Begin

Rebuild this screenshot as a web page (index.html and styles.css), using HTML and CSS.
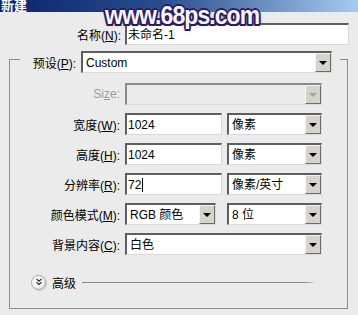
FILE: index.html
```html
<!DOCTYPE html>
<html lang="zh-CN">
  <head>
    <meta charset="UTF-8">
    <title>新建</title>
    <link rel="stylesheet" href="styles.css">
  </head>
  <body>
    <div class="titlebar"><span class="title">新建</span></div>
    <div class="watermark">www.68ps.com</div>

    <div class="dialog">
        <div class="name-row">
            <label class="lbl">名称(<u>N</u>):</label>
            <div class="field">未命名-1</div>
        </div>

        <fieldset class="group">
            <legend class="preset">
                <div class="preset-inner">
                    <label class="lbl preset-lbl">预设(<u>P</u>):</label>
                    <div class="select w-preset"><span class="val">Custom</span><span class="btn"></span></div>
                </div>
            </legend>

            <div class="form">
                <div class="row">
                    <label class="lbl muted">Si<u>z</u>e:</label>
                    <div class="select disabled w-full"><span class="val"></span><span class="btn"></span></div>
                </div>
                <div class="row">
                    <label class="lbl">宽度(<u>W</u>):</label>
                    <div class="ctrls">
                        <div class="field w-num">1024</div>
                        <div class="select w-unit"><span class="val">像素</span><span class="btn"></span></div>
                    </div>
                </div>
                <div class="row">
                    <label class="lbl">高度(<u>H</u>):</label>
                    <div class="ctrls">
                        <div class="field w-num">1024</div>
                        <div class="select w-unit"><span class="val">像素</span><span class="btn"></span></div>
                    </div>
                </div>
                <div class="row">
                    <label class="lbl">分辨率(<u>R</u>):</label>
                    <div class="ctrls">
                        <div class="field w-num">72<span class="caret"></span></div>
                        <div class="select w-unit"><span class="val">像素/英寸</span><span class="btn"></span></div>
                    </div>
                </div>
                <div class="row">
                    <label class="lbl">颜色模式(<u>M</u>):</label>
                    <div class="ctrls wide-gap">
                        <div class="select w-mode"><span class="val">RGB 颜色</span><span class="btn"></span></div>
                        <div class="select w-unit"><span class="val">8 位</span><span class="btn"></span></div>
                    </div>
                </div>
                <div class="row">
                    <label class="lbl">背景内容(<u>C</u>):</label>
                    <div class="select w-full"><span class="val">白色</span><span class="btn"></span></div>
                </div>
            </div>

            <div class="adv">
                <span class="adv-icon">
                    <svg width="8" height="8" viewBox="0 0 8 8">
                        <path d="M1.5 1 L4 3.2 L6.5 1 M1.5 4.3 L4 6.5 L6.5 4.3" fill="none" stroke="#333" stroke-width="1.3"/>
                    </svg>
                </span>
                <span class="adv-text">高级</span>
                <span class="adv-line"></span>
            </div>
        </fieldset>
    </div>
  </body>
</html>
```

FILE: styles.css
```css
* {
    box-sizing: border-box;
}

body {
    width: 358px;
    height: 315px;
    margin: 0;
    position: relative;
    overflow: hidden;
    background: #ebebeb;
    color: #000;
    font-family: "Liberation Sans", "Noto Sans CJK SC", sans-serif;
    font-size: 12px;
}

u {
    text-decoration: underline;
    text-underline-offset: 1px;
}

.titlebar {
    height: 12px;
    overflow: hidden;
    background: linear-gradient(to right, #0a246a 0%, #2a4d8e 45%, #a6caf0 100%);
}

.title {
    display: block;
    margin-top: -2px;
    padding-left: 1px;
    color: #fff;
    font-family: "Noto Sans CJK SC", sans-serif;
    font-weight: 700;
    font-size: 13px;
    line-height: 13px;
}

.watermark {
    position: absolute;
    left: 105px;
    top: 1px;
    z-index: 2;
    color: #f6f4ff;
    font-family: "Liberation Sans", sans-serif;
    font-weight: 700;
    font-size: 25px;
    letter-spacing: -1px;
    transform: scaleX(0.92);
    transform-origin: left center;
    text-shadow:
        2px 0 0 #2b1d5a, -2px 0 0 #2b1d5a, 0 2px 0 #2b1d5a, 0 -2px 0 #2b1d5a,
        1.5px 1.5px 0 #2b1d5a, -1.5px 1.5px 0 #2b1d5a, 1.5px -1.5px 0 #2b1d5a, -1.5px -1.5px 0 #2b1d5a,
        0 0 4px #6d5fa0;
}

.dialog {
    padding-top: 11px;
}

.lbl {
    text-align: right;
    white-space: nowrap;
}

.muted {
    color: #9c9c9c;
}

.name-row {
    display: grid;
    grid-template-columns: 121px 224px;
    column-gap: 4px;
    align-items: center;
}

.field,
.select {
    height: 22px;
    display: flex;
    align-items: center;
    background: #fff;
    border-style: solid;
    border-width: 2px 1px 1px 2px;
    border-color: #5e5e5e #d9d9d9 #d9d9d9 #5e5e5e;
    line-height: 1;
    white-space: nowrap;
}

.field {
    padding-left: 1px;
}

.select {
    padding-left: 3px;
}

.select .val {
    flex: 1;
}

.select.disabled {
    background: #ebebeb;
    border-color: #8a8a8a #d9d9d9 #d9d9d9 #8a8a8a;
}

.btn {
    width: 16px;
    align-self: stretch;
    display: flex;
    align-items: center;
    justify-content: center;
    background: #d6d3cc;
    border: 1px solid;
    border-color: #f6f6f6 #6c6c6c #6c6c6c #f6f6f6;
}

.btn::after {
    content: "";
    border-left: 4px solid transparent;
    border-right: 4px solid transparent;
    border-top: 4px solid #000;
}

.disabled .btn::after {
    border-top-color: #a4a4a4;
}

.caret {
    width: 1px;
    height: 14px;
    margin-left: 1px;
    background: #000;
}

.group {
    margin: 0 10px 0 9px;
    padding: 0 0 19px;
    min-width: 0;
    border: 1px solid #8e8e8e;
}

.preset {
    margin-left: 10px;
    padding: 6px 8px 0 0;
    width: 320px;
}

.preset-inner {
    display: flex;
    align-items: center;
}

.preset-lbl {
    width: 56px;
    margin-right: 5px;
}

.w-preset {
    width: 251px;
}

.form {
    display: flex;
    flex-direction: column;
    gap: 8px;
    margin-top: 10px;
}

.row {
    display: grid;
    grid-template-columns: 110px auto;
    column-gap: 5px;
    align-items: center;
}

.ctrls {
    display: flex;
    gap: 5px;
}

.ctrls.wide-gap {
    gap: 11px;
}

.w-full {
    width: 197px;
}

.w-num {
    width: 97px;
}

.w-unit {
    width: 95px;
}

.w-mode {
    width: 91px;
}

.adv {
    display: flex;
    align-items: center;
    height: 14px;
    margin-top: 20px;
    padding: 0 33px 0 21px;
}

.adv-icon {
    width: 15px;
    height: 15px;
    flex: none;
    display: flex;
    align-items: center;
    justify-content: center;
    border: 1px solid #a9a9a9;
    border-radius: 50%;
    background: radial-gradient(circle at 40% 35%, #ffffff 30%, #d8d8d8 100%);
    box-shadow: 1px 1px 1px rgba(0, 0, 0, 0.15);
}

.adv-text {
    margin-left: 6px;
}

.adv-line {
    flex: 1;
    height: 1px;
    margin-left: 6px;
    background: linear-gradient(to right, #8a8a8a 96%, #d4d4d4 100%);
}
```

End

• **Task**: Output a faithful copy of the data, with each picture left out.

• **Solution**:
Rebuild this screenshot as a web page (index.html and styles.css), using HTML and CSS.
FILE: index.html
```html
<!DOCTYPE html>
<html lang="zh-CN">
  <head>
    <meta charset="UTF-8">
    <title>新建</title>
    <link rel="stylesheet" href="styles.css">
  </head>
  <body>
    <div class="titlebar"><span class="title">新建</span></div>
    <div class="watermark">www.68ps.com</div>

    <div class="dialog">
        <div class="name-row">
            <label class="lbl">名称(<u>N</u>):</label>
            <div class="field">未命名-1</div>
        </div>

        <fieldset class="group">
            <legend class="preset">
                <div class="preset-inner">
                    <label class="lbl preset-lbl">预设(<u>P</u>):</label>
                    <div class="select w-preset"><span class="val">Custom</span><span class="btn"></span></div>
                </div>
            </legend>

            <div class="form">
                <div class="row">
                    <label class="lbl muted">Si<u>z</u>e:</label>
                    <div class="select disabled w-full"><span class="val"></span><span class="btn"></span></div>
                </div>
                <div class="row">
                    <label class="lbl">宽度(<u>W</u>):</label>
                    <div class="ctrls">
                        <div class="field w-num">1024</div>
                        <div class="select w-unit"><span class="val">像素</span><span class="btn"></span></div>
                    </div>
                </div>
                <div class="row">
                    <label class="lbl">高度(<u>H</u>):</label>
                    <div class="ctrls">
                        <div class="field w-num">1024</div>
                        <div class="select w-unit"><span class="val">像素</span><span class="btn"></span></div>
                    </div>
                </div>
                <div class="row">
                    <label class="lbl">分辨率(<u>R</u>):</label>
                    <div class="ctrls">
                        <div class="field w-num">72<span class="caret"></span></div>
                        <div class="select w-unit"><span class="val">像素/英寸</span><span class="btn"></span></div>
                    </div>
                </div>
                <div class="row">
                    <label class="lbl">颜色模式(<u>M</u>):</label>
                    <div class="ctrls wide-gap">
                        <div class="select w-mode"><span class="val">RGB 颜色</span><span class="btn"></span></div>
                        <div class="select w-unit"><span class="val">8 位</span><span class="btn"></span></div>
                    </div>
                </div>
                <div class="row">
                    <label class="lbl">背景内容(<u>C</u>):</label>
                    <div class="select w-full"><span class="val">白色</span><span class="btn"></span></div>
                </div>
            </div>

            <div class="adv">
                <span class="adv-icon">
                    <svg width="8" height="8" viewBox="0 0 8 8">
                        <path d="M1.5 1 L4 3.2 L6.5 1 M1.5 4.3 L4 6.5 L6.5 4.3" fill="none" stroke="#333" stroke-width="1.3"/>
                    </svg>
                </span>
                <span class="adv-text">高级</span>
                <span class="adv-line"></span>
            </div>
        </fieldset>
    </div>
  </body>
</html>
```

FILE: styles.css
```css
* {
    box-sizing: border-box;
}

body {
    width: 358px;
    height: 315px;
    margin: 0;
    position: relative;
    overflow: hidden;
    background: #ebebeb;
    color: #000;
    font-family: "Liberation Sans", "Noto Sans CJK SC", sans-serif;
    font-size: 12px;
}

u {
    text-decoration: underline;
    text-underline-offset: 1px;
}

.titlebar {
    height: 12px;
    overflow: hidden;
    background: linear-gradient(to right, #0a246a 0%, #2a4d8e 45%, #a6caf0 100%);
}

.title {
    display: block;
    margin-top: -2px;
    padding-left: 1px;
    color: #fff;
    font-family: "Noto Sans CJK SC", sans-serif;
    font-weight: 700;
    font-size: 13px;
    line-height: 13px;
}

.watermark {
    position: absolute;
    left: 105px;
    top: 1px;
    z-index: 2;
    color: #f6f4ff;
    font-family: "Liberation Sans", sans-serif;
    font-weight: 700;
    font-size: 25px;
    letter-spacing: -1px;
    transform: scaleX(0.92);
    transform-origin: left center;
    text-shadow:
        2px 0 0 #2b1d5a, -2px 0 0 #2b1d5a, 0 2px 0 #2b1d5a, 0 -2px 0 #2b1d5a,
        1.5px 1.5px 0 #2b1d5a, -1.5px 1.5px 0 #2b1d5a, 1.5px -1.5px 0 #2b1d5a, -1.5px -1.5px 0 #2b1d5a,
        0 0 4px #6d5fa0;
}

.dialog {
    padding-top: 11px;
}

.lbl {
    text-align: right;
    white-space: nowrap;
}

.muted {
    color: #9c9c9c;
}

.name-row {
    display: grid;
    grid-template-columns: 121px 224px;
    column-gap: 4px;
    align-items: center;
}

.field,
.select {
    height: 22px;
    display: flex;
    align-items: center;
    background: #fff;
    border-style: solid;
    border-width: 2px 1px 1px 2px;
    border-color: #5e5e5e #d9d9d9 #d9d9d9 #5e5e5e;
    line-height: 1;
    white-space: nowrap;
}

.field {
    padding-left: 1px;
}

.select {
    padding-left: 3px;
}

.select .val {
    flex: 1;
}

.select.disabled {
    background: #ebebeb;
    border-color: #8a8a8a #d9d9d9 #d9d9d9 #8a8a8a;
}

.btn {
    width: 16px;
    align-self: stretch;
    display: flex;
    align-items: center;
    justify-content: center;
    background: #d6d3cc;
    border: 1px solid;
    border-color: #f6f6f6 #6c6c6c #6c6c6c #f6f6f6;
}

.btn::after {
    content: "";
    border-left: 4px solid transparent;
    border-right: 4px solid transparent;
    border-top: 4px solid #000;
}

.disabled .btn::after {
    border-top-color: #a4a4a4;
}

.caret {
    width: 1px;
    height: 14px;
    margin-left: 1px;
    background: #000;
}

.group {
    margin: 0 10px 0 9px;
    padding: 0 0 19px;
    min-width: 0;
    border: 1px solid #8e8e8e;
}

.preset {
    margin-left: 10px;
    padding: 6px 8px 0 0;
    width: 320px;
}

.preset-inner {
    display: flex;
    align-items: center;
}

.preset-lbl {
    width: 56px;
    margin-right: 5px;
}

.w-preset {
    width: 251px;
}

.form {
    display: flex;
    flex-direction: column;
    gap: 8px;
    margin-top: 10px;
}

.row {
    display: grid;
    grid-template-columns: 110px auto;
    column-gap: 5px;
    align-items: center;
}

.ctrls {
    display: flex;
    gap: 5px;
}

.ctrls.wide-gap {
    gap: 11px;
}

.w-full {
    width: 197px;
}

.w-num {
    width: 97px;
}

.w-unit {
    width: 95px;
}

.w-mode {
    width: 91px;
}

.adv {
    display: flex;
    align-items: center;
    height: 14px;
    margin-top: 20px;
    padding: 0 33px 0 21px;
}

.adv-icon {
    width: 15px;
    height: 15px;
    flex: none;
    display: flex;
    align-items: center;
    justify-content: center;
    border: 1px solid #a9a9a9;
    border-radius: 50%;
    background: radial-gradient(circle at 40% 35%, #ffffff 30%, #d8d8d8 100%);
    box-shadow: 1px 1px 1px rgba(0, 0, 0, 0.15);
}

.adv-text {
    margin-left: 6px;
}

.adv-line {
    flex: 1;
    height: 1px;
    margin-left: 6px;
    background: linear-gradient(to right, #8a8a8a 96%, #d4d4d4 100%);
}
```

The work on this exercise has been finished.